Still, in the Internet era before blogs, traffic could be good. 1000 views in a day was a big day but was a day we saw occassionally. Our biggest traffic day was the day that Ken Starr's impeachment report was placed on the Internet, for whatever reason a lot of searchers assumed that Political Site of the Day would have it. We didn't, of course, but we did put a link to it that afternoon.
Once blogs came out, the demise of Political Site of the Day was apparent. I kept it going even though traffic and my interest in a single political web site selection - and a vanilla take on that selection - was waning. But I persevered... sorta. I even began PSoTD as a blog to report the changes in archived picks from the Political Site of the Day. Eventually I decided I wanted to use the blog for something more than that, and it shed the original skin. A few months ago, I did a reality check on the two sites: Which site did I want to continue? (This blog) Which site was I sick of? (Political Site of the Day)

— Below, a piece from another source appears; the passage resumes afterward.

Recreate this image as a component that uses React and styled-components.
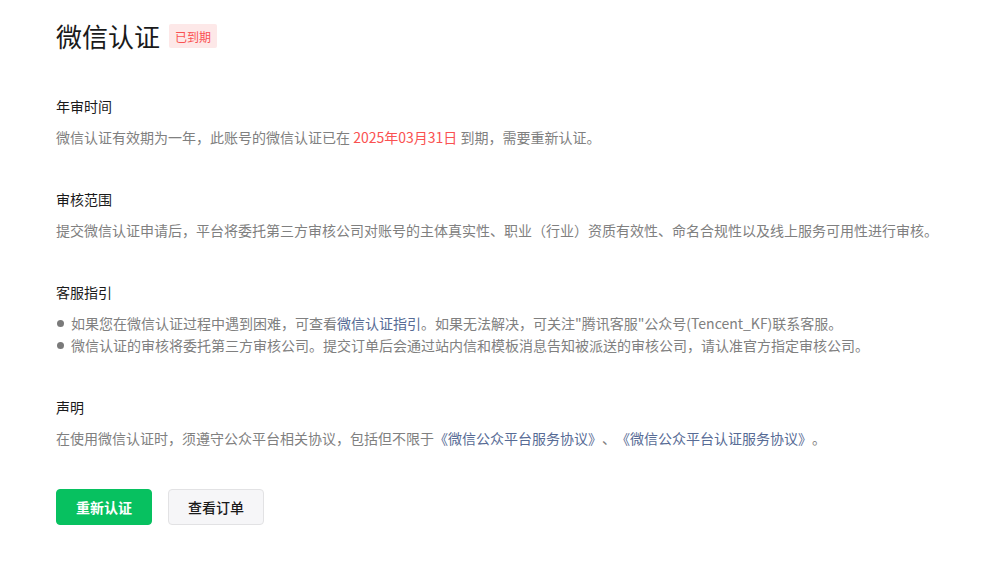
import React from "react";
import styled, { createGlobalStyle } from "styled-components";

const Global = createGlobalStyle`
  html, body { margin: 0; padding: 0; background: #fff; }
  body {
    font-family: "Noto Sans CJK SC", "Noto Sans", sans-serif;
    -webkit-font-smoothing: antialiased;
    text-spacing-trim: space-all;
  }
`;

const Page = styled.div`
  padding: 16px 0 40px 56px;
  display: flex;
  flex-direction: column;
  gap: 40px;
`;

const TitleRow = styled.div`
  display: flex;
  align-items: center;
  gap: 9px;
  margin-bottom: -1px;
`;

const Title = styled.h1`
  margin: 0;
  font-size: 26px;
  line-height: 40px;
  font-weight: 400;
  color: #1a1a1a;
`;

const Badge = styled.span`
  display: inline-flex;
  align-items: center;
  height: 24px;
  padding: 0 6px;
  border-radius: 2px;
  background: #fde8e8;
  color: #fa5151;
  font-size: 12px;
`;

const Section = styled.section`
  display: flex;
  flex-direction: column;
  gap: 9px;
`;

const Heading = styled.h2`
  margin: 0;
  font-size: 14px;
  line-height: 22px;
  font-weight: 400;
  color: #1a1a1a;
`;

const Text = styled.p`
  margin: 0;
  font-size: 14px;
  line-height: 22px;
  color: #808080;
  white-space: nowrap;
`;

const Red = styled.span`
  color: #fa5151;
`;

const Link = styled.a`
  color: #576b95;
  text-decoration: none;
  cursor: pointer;
`;

const List = styled.ul`
  margin: 0;
  padding: 0;
  list-style: none;
`;

const Item = styled.li`
  font-size: 14px;
  line-height: 22px;
  color: #808080;
  display: flex;
  align-items: center;
  white-space: nowrap;
  &::before {
    content: "";
    width: 7px;
    height: 7px;
    border-radius: 50%;
    background: #7a7a7a;
    margin: 0 7px 0 1px;
    flex-shrink: 0;
  }
`;

const Actions = styled.div`
  display: flex;
  gap: 16px;
`;

const Button = styled.button`
  width: 96px;
  height: 36px;
  border-radius: 4px;
  font-family: inherit;
  font-size: 14px;
  font-weight: ${(p) => (p.$primary ? 700 : 500)};
  cursor: pointer;
  border: 1px solid ${(p) => (p.$primary ? "#07c160" : "#e2e2e4")};
  background: ${(p) => (p.$primary ? "#07c160" : "#f6f6f8")};
  color: ${(p) => (p.$primary ? "#fff" : "#1a1a1a")};
`;

export default function App() {
  return (
    <>
      <Global />
      <Page>
        <TitleRow>
          <Title>微信认证</Title>
          <Badge>已到期</Badge>
        </TitleRow>
        <Section>
          <Heading>年审时间</Heading>
          <Text>
            微信认证有效期为一年，此账号的微信认证已在 <Red>2025年03月31日</Red> 到期，需要重新认证。
          </Text>
        </Section>
        <Section>
          <Heading>审核范围</Heading>
          <Text>
            提交微信认证申请后，平台将委托第三方审核公司对账号的主体真实性、职业（行业）资质有效性、命名合规性以及线上服务可用性进行审核。
          </Text>
        </Section>
        <Section>
          <Heading>客服指引</Heading>
          <List>
            <Item>
              <span>
                如果您在微信认证过程中遇到困难，可查看<Link>微信认证指引</Link>。如果无法解决，可关注"腾讯客服"公众号(Tencent_KF)联系客服。
              </span>
            </Item>
            <Item>
              <span>
                微信认证的审核将委托第三方审核公司。提交订单后会通过站内信和模板消息告知被派送的审核公司，请认准官方指定审核公司。
              </span>
            </Item>
          </List>
        </Section>
        <Section>
          <Heading>声明</Heading>
          <Text>
            在使用微信认证时，须遵守公众平台相关协议，包括但不限于<Link>《微信公众平台服务协议》</Link>、<Link>《微信公众平台认证服务协议》</Link>。
          </Text>
        </Section>
        <Actions>
          <Button $primary>重新认证</Button>
          <Button>查看订单</Button>
        </Actions>
      </Page>
    </>
  );
}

And the plug began to squeeze itself out of the socket.
Back in the good old days - pre-Bush - the best thing about Political Site of the Day were the submissions. People really wanted to have their sites listed, and lots of very cool sites were submitted and eventually became a daily pick. But submissions have dropped considerably, and the big submission spikes we did get were for campaign sites for candidates, which we almost would never pick. I can't remember the last time we had a cutting-edge political web site submitted to us, but then again, cutting-edge political sites are few and far between. Most of us fall well away from the edge.

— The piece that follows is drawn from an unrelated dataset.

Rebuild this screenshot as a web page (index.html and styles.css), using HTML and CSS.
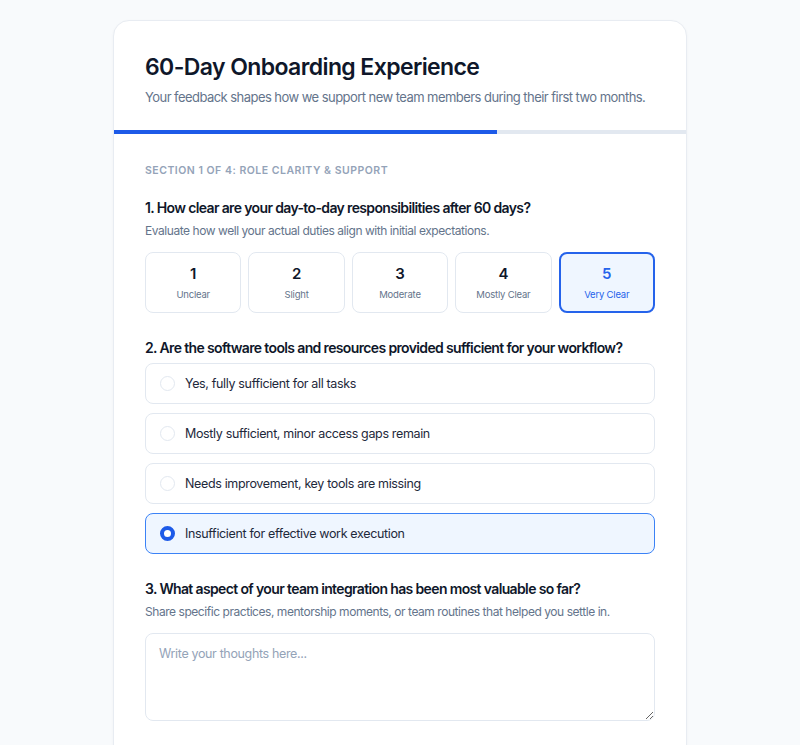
FILE: index.html
```html
<!DOCTYPE html>
<html lang="en">
<head>
<meta charset="utf-8">
<title>60-Day Onboarding Experience</title>
<link rel="stylesheet" href="styles.css">
</head>
<body>
<main class="card">
  <header class="card-header">
    <h1 class="title">60-Day Onboarding Experience</h1>
    <p class="subtitle">Your feedback shapes how we support new team members during their first two months.</p>
  </header>
  <div class="progress"><div class="progress-fill" style="width: 67%"></div></div>
  <section class="card-body">
    <div class="section-label">Section 1 of 4: Role Clarity &amp; Support</div>

    <div class="question">
      <h2 class="q-title">1. How clear are your day-to-day responsibilities after 60 days?</h2>
      <p class="q-hint">Evaluate how well your actual duties align with initial expectations.</p>
      <div class="scale">
        <div class="scale-item"><span class="scale-num">1</span><span class="scale-label">Unclear</span></div>
        <div class="scale-item"><span class="scale-num">2</span><span class="scale-label">Slight</span></div>
        <div class="scale-item"><span class="scale-num">3</span><span class="scale-label">Moderate</span></div>
        <div class="scale-item"><span class="scale-num">4</span><span class="scale-label">Mostly Clear</span></div>
        <div class="scale-item selected"><span class="scale-num">5</span><span class="scale-label">Very Clear</span></div>
      </div>
    </div>

    <div class="question">
      <h2 class="q-title q-title-tight">2. Are the software tools and resources provided sufficient for your workflow?</h2>
      <div class="options">
        <div class="option"><span class="radio"></span><span class="option-text">Yes, fully sufficient for all tasks</span></div>
        <div class="option"><span class="radio"></span><span class="option-text">Mostly sufficient, minor access gaps remain</span></div>
        <div class="option"><span class="radio"></span><span class="option-text">Needs improvement, key tools are missing</span></div>
        <div class="option selected"><span class="radio"></span><span class="option-text">Insufficient for effective work execution</span></div>
      </div>
    </div>

    <div class="question">
      <h2 class="q-title">3. What aspect of your team integration has been most valuable so far?</h2>
      <p class="q-hint">Share specific practices, mentorship moments, or team routines that helped you settle in.</p>
      <textarea class="answer" placeholder="Write your thoughts here..."></textarea>
    </div>
  </section>
</main>
</body>
</html>
```

FILE: styles.css
```css
* { box-sizing: border-box; }

body {
  margin: 0;
  padding: 20px 0 0;
  background: #f8fafc;
  font-family: "Inter", "Liberation Sans", sans-serif;
  color: #0f172a;
}

.card {
  width: 574px;
  margin: 0 auto;
  background: #ffffff;
  border: 1px solid #e8ecf2;
  border-radius: 16px;
  overflow: hidden;
  box-shadow: 0 1px 3px rgba(15, 23, 42, 0.04);
}

.card-header {
  padding: 32px 31px 23px;
}

.title {
  margin: 0;
  font-size: 23px;
  line-height: 28px;
  font-weight: 600;
  letter-spacing: -0.6px;
  color: #0f172a;
}

.subtitle {
  margin: 6px 0 0;
  font-size: 13px;
  line-height: 20px;
  color: #64748b;
  letter-spacing: -0.55px;
}

.progress {
  height: 4px;
  background: #e2e8f0;
}

.progress-fill {
  height: 100%;
  background: #1d5ae8;
}

.card-body {
  padding: 29px 31px 24px;
}

.section-label {
  font-size: 10.5px;
  line-height: 16px;
  font-weight: 600;
  letter-spacing: 0.5px;
  text-transform: uppercase;
  color: #94a3b8;
  margin-bottom: 19px;
}

.question { margin-bottom: 25px; }

.q-title {
  margin: 0;
  font-size: 14px;
  line-height: 20px;
  font-weight: 600;
  letter-spacing: -0.64px;
  color: #0f172a;
}

.q-title-tight { margin-bottom: 5px; }

.q-hint {
  margin: 4px 0 12px;
  font-size: 12px;
  line-height: 18px;
  color: #64748b;
  letter-spacing: -0.45px;
}

.scale {
  display: grid;
  grid-template-columns: repeat(5, 1fr);
  gap: 7px;
}

.scale-item {
  height: 61px;
  border: 1px solid #e2e8f0;
  border-radius: 8px;
  background: #fff;
  display: flex;
  flex-direction: column;
  align-items: center;
  justify-content: center;
  gap: 5px;
}

.scale-num {
  font-size: 15px;
  line-height: 18px;
  font-weight: 600;
  color: #0f172a;
}

.scale-label {
  font-size: 9.5px;
  line-height: 13px;
  color: #64748b;
  letter-spacing: -0.2px;
}

.scale-item.selected {
  border: 2px solid #2563eb;
  background: #eff6ff;
}

.scale-item.selected .scale-num,
.scale-item.selected .scale-label { color: #2563eb; }

.options {
  display: flex;
  flex-direction: column;
  gap: 9px;
}

.option {
  height: 41px;
  border: 1px solid #e2e8f0;
  border-radius: 8px;
  background: #fff;
  display: flex;
  align-items: center;
  padding: 0 14px;
  gap: 10px;
}

.radio {
  width: 15px;
  height: 15px;
  border: 1.5px solid #e2e8f0;
  border-radius: 50%;
  background: #fff;
  flex: none;
}

.option-text {
  font-size: 12.5px;
  color: #1e293b;
  letter-spacing: -0.35px;
}

.option.selected {
  border-color: #3b82f6;
  background: #eff6ff;
}

.option.selected .radio {
  border: 4px solid #1d5ae8;
  background: #fff;
}

.answer {
  display: block;
  width: 100%;
  height: 88px;
  border: 1px solid #e2e8f0;
  border-radius: 8px;
  padding: 12px 13px;
  font-family: inherit;
  font-size: 12.5px;
  letter-spacing: -0.35px;
  color: #1e293b;
  resize: vertical;
  background: #fff;
}

.answer::placeholder { color: #94a3b8; }
```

Anyway... it is time to say goodbye to the work of maintaining Political Site of the Day. It gave birth to this blog, which I still find very enjoyable, and I have learned a lot of the political web resources over the past nine years. A LOT. But... it is time for aboutpolitics.com to stand as a historical reference only and not pretend to have value in the present. And so... rest in peace, old site. You've earned it.